Web page code records:
start
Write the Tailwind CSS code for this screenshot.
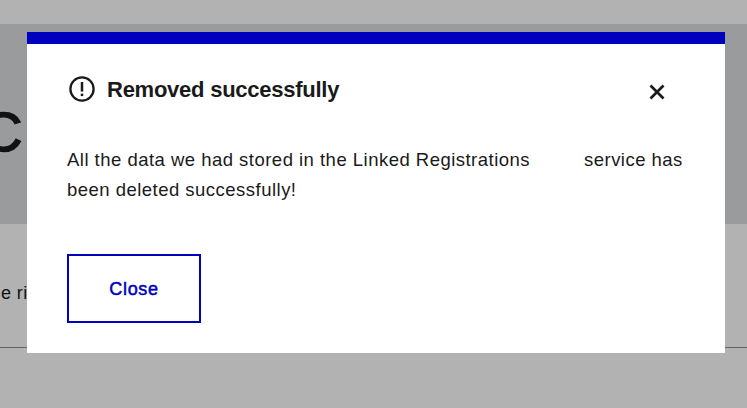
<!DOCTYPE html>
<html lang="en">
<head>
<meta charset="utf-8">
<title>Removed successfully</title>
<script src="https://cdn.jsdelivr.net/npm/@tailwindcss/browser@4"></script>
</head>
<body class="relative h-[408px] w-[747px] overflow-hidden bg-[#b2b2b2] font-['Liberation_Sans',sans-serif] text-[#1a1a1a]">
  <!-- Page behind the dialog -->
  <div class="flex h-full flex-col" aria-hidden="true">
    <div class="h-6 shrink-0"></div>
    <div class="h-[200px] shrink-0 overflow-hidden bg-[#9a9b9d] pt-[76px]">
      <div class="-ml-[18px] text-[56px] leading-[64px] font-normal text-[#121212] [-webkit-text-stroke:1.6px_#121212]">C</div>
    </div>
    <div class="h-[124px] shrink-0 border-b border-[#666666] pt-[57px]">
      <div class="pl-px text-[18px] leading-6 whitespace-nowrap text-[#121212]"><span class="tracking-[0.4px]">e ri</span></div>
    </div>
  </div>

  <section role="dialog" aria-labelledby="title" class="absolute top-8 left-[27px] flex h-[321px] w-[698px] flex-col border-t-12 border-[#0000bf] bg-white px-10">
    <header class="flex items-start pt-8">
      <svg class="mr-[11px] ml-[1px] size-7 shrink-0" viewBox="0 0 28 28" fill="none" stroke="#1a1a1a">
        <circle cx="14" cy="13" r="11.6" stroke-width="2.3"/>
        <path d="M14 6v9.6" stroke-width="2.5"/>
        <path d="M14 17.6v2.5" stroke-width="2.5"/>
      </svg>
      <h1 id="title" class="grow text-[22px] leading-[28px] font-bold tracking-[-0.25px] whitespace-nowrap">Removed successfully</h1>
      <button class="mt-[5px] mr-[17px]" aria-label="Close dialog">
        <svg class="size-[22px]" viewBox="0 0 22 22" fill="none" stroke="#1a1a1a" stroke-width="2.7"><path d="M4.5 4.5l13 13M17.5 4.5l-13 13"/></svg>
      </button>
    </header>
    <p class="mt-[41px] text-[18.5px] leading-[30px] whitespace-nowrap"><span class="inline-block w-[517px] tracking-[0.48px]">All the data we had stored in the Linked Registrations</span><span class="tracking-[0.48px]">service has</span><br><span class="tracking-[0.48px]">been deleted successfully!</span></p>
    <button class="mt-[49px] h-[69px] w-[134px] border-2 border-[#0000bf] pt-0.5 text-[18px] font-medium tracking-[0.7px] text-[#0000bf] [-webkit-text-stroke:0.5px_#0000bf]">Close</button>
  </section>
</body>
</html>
end
start
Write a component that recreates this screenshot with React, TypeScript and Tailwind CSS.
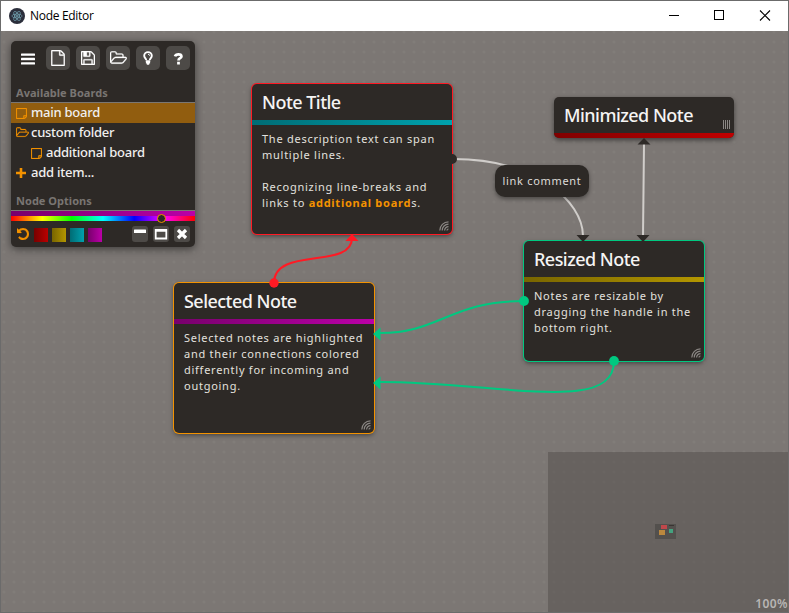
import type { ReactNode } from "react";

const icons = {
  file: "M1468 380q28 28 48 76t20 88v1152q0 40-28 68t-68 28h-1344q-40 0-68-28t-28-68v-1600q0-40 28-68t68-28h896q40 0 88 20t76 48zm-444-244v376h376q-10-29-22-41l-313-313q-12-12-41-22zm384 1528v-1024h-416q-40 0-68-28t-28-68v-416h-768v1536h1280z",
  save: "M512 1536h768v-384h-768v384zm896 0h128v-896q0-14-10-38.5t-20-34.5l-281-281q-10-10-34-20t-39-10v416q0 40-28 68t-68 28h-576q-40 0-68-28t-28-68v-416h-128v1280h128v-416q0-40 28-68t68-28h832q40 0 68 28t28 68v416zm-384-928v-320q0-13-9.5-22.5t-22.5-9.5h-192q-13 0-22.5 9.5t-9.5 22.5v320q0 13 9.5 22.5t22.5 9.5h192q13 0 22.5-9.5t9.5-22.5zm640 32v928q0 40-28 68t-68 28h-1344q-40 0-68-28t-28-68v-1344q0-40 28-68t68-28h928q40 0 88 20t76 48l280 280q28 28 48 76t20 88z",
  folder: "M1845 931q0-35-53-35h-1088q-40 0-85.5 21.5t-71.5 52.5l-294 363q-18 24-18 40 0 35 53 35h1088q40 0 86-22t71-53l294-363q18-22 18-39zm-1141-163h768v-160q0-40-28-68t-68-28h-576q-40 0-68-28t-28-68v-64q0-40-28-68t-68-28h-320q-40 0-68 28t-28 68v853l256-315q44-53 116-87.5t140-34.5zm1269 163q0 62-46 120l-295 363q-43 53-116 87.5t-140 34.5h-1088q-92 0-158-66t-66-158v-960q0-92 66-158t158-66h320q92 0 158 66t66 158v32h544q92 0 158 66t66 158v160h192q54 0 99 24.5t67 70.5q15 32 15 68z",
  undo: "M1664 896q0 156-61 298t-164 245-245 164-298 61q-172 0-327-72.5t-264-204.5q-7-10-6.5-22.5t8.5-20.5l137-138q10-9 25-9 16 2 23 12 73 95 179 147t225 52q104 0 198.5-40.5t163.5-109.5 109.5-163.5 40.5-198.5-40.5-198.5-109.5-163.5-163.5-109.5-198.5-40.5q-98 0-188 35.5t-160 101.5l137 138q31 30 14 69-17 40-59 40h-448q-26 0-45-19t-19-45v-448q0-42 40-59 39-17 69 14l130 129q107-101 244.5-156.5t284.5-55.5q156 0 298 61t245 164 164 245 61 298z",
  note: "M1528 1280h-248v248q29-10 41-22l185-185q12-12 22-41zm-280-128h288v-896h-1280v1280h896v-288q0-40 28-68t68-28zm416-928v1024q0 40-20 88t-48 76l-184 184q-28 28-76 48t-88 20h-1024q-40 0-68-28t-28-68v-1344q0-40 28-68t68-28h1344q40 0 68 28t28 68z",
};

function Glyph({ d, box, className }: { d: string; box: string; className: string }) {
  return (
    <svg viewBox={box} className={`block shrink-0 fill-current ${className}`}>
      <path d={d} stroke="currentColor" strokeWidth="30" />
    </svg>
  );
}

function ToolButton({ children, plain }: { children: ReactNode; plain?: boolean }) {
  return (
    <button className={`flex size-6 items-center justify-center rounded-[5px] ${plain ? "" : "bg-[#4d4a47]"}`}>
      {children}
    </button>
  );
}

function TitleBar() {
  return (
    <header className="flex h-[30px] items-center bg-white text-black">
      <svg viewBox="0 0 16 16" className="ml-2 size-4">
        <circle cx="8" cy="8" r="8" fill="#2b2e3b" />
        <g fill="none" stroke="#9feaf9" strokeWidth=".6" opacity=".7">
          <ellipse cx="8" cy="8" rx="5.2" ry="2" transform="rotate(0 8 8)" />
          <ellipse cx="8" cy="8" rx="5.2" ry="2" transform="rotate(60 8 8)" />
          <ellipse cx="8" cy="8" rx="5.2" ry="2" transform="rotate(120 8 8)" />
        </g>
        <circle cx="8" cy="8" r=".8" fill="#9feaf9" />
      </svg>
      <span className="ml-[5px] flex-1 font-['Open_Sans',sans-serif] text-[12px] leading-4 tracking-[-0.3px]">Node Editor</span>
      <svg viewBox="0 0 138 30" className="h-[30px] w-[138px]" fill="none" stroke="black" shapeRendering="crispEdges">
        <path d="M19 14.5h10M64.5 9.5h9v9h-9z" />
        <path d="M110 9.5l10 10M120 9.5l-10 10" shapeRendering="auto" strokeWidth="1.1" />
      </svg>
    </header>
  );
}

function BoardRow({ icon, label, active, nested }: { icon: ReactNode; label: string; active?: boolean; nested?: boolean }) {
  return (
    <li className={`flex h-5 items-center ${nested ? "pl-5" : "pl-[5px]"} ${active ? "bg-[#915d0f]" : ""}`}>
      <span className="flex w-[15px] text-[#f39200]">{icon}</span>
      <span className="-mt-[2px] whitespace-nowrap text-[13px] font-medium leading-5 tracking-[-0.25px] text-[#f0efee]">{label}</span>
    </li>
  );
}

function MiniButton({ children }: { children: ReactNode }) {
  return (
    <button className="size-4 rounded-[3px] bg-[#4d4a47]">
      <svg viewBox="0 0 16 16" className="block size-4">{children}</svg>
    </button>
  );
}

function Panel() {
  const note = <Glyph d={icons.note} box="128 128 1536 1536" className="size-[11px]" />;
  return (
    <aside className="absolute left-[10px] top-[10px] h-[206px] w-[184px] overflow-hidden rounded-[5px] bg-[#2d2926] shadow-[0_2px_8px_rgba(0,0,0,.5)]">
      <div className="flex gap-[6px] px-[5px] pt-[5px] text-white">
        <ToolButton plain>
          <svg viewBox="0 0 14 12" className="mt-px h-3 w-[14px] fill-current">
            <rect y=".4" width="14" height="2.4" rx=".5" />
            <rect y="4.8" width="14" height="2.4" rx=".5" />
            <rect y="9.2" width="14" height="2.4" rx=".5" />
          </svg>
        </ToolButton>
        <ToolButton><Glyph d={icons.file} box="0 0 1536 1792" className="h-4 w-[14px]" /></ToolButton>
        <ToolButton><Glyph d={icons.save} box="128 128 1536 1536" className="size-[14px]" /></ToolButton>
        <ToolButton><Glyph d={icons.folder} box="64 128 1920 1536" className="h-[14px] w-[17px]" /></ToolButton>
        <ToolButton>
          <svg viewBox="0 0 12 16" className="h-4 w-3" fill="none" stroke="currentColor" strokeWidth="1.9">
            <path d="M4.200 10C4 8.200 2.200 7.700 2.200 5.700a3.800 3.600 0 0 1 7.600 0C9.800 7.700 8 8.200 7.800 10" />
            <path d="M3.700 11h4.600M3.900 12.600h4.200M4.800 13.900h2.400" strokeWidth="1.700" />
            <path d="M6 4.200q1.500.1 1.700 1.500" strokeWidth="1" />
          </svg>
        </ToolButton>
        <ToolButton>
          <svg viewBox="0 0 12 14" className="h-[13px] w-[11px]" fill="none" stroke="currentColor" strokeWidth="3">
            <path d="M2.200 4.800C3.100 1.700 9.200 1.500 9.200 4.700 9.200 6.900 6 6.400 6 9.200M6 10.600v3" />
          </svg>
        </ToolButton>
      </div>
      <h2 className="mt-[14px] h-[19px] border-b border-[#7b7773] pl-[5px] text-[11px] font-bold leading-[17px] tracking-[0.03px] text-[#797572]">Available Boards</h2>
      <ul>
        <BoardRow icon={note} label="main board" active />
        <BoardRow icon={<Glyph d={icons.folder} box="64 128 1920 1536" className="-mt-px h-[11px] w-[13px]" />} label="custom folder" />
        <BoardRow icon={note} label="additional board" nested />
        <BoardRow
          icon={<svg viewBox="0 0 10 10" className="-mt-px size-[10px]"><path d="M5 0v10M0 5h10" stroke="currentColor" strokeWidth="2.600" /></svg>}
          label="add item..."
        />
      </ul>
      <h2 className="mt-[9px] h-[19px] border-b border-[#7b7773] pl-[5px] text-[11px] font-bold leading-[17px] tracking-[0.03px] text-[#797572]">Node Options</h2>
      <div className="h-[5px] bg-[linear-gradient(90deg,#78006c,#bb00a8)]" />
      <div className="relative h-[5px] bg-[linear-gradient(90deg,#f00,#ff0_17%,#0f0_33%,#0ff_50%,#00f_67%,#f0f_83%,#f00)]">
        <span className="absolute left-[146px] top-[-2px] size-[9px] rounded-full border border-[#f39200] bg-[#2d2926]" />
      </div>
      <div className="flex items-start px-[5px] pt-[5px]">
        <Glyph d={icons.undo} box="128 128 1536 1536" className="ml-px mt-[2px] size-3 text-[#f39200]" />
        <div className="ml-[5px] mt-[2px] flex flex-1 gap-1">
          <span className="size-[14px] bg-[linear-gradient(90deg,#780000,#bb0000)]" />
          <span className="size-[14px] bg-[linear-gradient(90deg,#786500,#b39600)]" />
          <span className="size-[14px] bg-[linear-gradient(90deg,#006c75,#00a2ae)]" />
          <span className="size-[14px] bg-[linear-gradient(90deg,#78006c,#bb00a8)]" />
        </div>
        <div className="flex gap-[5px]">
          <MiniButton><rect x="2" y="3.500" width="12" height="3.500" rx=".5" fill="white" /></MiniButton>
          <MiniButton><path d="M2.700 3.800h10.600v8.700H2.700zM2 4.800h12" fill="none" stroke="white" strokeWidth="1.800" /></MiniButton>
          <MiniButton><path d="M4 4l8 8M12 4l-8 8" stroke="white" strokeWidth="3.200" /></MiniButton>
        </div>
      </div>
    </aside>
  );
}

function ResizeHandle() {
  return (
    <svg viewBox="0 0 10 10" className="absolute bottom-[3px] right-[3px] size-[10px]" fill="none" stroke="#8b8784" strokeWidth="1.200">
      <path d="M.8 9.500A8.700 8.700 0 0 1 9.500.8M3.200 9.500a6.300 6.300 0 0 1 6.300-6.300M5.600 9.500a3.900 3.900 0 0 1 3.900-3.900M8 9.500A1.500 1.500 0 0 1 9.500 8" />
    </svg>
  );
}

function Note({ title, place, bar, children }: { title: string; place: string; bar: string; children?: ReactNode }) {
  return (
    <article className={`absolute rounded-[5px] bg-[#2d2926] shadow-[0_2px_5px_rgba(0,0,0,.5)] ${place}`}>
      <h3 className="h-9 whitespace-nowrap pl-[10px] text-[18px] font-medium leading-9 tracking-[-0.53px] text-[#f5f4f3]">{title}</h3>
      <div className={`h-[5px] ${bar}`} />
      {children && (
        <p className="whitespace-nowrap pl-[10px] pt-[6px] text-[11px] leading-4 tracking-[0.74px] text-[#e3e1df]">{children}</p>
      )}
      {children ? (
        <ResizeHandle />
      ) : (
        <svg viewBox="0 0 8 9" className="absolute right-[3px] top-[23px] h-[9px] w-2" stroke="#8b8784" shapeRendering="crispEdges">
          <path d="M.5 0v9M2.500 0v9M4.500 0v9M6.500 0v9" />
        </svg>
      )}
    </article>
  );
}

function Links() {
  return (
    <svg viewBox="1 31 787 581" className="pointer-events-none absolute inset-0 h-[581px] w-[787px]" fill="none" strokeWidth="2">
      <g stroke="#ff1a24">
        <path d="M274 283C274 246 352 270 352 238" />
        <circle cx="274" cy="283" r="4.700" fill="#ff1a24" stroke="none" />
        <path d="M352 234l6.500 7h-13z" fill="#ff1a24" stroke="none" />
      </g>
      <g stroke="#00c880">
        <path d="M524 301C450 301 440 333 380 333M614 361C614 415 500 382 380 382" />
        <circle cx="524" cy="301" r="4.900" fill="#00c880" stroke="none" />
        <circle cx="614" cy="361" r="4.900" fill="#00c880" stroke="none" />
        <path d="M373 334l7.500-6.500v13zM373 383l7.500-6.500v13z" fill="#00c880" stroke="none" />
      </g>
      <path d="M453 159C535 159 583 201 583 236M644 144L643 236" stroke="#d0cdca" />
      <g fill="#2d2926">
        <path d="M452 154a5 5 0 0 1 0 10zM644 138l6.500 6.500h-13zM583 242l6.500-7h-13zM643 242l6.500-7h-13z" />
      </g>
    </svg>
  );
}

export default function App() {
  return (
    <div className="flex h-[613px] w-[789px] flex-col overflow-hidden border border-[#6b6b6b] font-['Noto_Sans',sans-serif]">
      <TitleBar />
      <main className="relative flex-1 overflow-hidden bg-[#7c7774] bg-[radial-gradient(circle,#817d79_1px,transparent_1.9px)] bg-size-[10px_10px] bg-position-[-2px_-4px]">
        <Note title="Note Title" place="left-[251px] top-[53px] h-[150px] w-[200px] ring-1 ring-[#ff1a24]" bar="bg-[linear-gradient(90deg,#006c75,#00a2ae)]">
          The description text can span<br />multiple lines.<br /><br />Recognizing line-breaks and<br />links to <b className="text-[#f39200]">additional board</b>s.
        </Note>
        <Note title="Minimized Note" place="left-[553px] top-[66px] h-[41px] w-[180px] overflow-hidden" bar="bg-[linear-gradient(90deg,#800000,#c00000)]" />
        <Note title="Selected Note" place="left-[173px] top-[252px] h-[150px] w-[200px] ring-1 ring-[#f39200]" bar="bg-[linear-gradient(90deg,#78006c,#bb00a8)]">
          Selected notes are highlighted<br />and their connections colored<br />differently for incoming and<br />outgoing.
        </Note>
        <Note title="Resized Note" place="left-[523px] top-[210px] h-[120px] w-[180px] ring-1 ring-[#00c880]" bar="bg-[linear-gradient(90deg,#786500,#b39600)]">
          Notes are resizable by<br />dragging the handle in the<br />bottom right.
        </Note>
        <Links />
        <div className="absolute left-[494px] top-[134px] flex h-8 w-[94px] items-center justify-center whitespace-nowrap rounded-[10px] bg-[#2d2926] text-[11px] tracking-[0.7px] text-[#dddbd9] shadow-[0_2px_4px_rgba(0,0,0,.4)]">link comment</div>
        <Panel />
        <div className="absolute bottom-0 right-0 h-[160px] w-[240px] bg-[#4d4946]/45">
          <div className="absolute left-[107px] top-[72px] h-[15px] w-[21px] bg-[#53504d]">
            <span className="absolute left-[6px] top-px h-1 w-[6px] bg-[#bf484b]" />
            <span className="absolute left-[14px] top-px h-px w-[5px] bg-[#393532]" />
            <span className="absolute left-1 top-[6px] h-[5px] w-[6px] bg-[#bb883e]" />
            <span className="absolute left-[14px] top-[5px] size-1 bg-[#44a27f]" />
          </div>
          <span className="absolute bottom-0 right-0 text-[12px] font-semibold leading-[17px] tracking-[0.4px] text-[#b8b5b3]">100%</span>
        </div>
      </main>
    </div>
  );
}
end
start
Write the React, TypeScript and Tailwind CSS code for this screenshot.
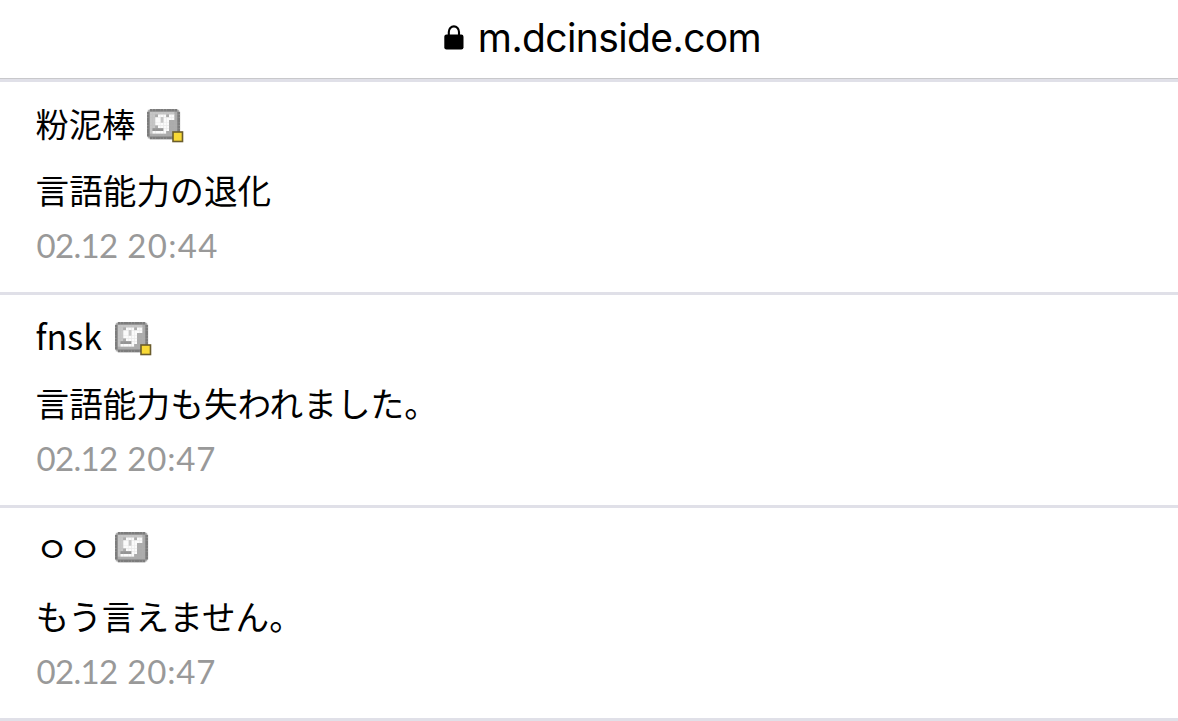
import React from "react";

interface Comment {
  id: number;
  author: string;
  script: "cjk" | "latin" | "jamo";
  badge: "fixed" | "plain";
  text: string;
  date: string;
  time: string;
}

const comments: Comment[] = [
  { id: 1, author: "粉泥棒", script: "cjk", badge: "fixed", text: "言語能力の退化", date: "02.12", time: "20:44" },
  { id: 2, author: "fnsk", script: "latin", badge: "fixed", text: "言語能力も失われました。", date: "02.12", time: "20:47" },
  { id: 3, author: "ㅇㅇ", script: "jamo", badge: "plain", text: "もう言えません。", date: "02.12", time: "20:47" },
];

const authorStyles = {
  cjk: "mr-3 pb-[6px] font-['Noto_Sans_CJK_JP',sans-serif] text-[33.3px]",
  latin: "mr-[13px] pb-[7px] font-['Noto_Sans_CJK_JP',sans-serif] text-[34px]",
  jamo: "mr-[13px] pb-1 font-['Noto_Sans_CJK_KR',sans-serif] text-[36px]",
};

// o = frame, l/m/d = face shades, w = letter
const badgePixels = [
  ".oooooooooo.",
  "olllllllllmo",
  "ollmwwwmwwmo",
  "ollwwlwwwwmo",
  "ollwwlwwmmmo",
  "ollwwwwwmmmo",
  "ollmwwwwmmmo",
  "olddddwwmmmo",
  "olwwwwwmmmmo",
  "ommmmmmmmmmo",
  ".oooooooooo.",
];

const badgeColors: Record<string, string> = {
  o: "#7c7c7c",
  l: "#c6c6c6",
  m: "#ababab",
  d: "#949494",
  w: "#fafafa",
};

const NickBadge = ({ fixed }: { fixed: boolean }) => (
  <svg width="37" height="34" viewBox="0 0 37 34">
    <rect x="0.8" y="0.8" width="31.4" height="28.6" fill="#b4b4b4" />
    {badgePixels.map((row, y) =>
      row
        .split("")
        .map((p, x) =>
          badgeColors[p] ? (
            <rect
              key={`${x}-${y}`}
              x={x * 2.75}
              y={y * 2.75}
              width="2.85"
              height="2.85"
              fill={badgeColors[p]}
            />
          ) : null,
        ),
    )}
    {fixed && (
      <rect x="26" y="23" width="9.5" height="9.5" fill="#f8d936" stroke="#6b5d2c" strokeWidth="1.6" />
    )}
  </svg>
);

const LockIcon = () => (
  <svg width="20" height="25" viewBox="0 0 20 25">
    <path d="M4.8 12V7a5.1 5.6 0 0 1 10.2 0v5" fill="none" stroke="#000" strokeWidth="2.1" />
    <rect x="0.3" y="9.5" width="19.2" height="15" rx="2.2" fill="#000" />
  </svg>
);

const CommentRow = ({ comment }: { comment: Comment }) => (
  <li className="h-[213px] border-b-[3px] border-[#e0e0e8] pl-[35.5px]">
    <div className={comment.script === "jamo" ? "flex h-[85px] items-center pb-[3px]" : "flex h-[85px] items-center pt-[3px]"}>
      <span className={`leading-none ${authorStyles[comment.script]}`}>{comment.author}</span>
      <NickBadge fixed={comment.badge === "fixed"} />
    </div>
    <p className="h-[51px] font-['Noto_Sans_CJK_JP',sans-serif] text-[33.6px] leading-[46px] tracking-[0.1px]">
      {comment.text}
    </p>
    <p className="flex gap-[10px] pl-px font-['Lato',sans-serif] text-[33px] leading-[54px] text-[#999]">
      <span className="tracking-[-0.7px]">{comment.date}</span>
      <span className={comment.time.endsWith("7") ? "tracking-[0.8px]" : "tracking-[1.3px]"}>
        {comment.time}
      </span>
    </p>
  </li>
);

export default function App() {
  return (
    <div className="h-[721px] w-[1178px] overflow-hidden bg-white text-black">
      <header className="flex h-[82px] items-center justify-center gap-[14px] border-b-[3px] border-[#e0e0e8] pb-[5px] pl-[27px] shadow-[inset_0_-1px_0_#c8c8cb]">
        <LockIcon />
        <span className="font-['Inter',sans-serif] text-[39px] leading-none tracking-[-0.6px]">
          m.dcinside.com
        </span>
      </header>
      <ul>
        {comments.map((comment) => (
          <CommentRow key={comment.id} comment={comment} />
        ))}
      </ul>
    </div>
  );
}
end
## What to work on
Copy all lines from the material that include "Write".

## Result
Write the Tailwind CSS code for this screenshot.
Write a component that recreates this screenshot with React, TypeScript and Tailwind CSS.
Write the React, TypeScript and Tailwind CSS code for this screenshot.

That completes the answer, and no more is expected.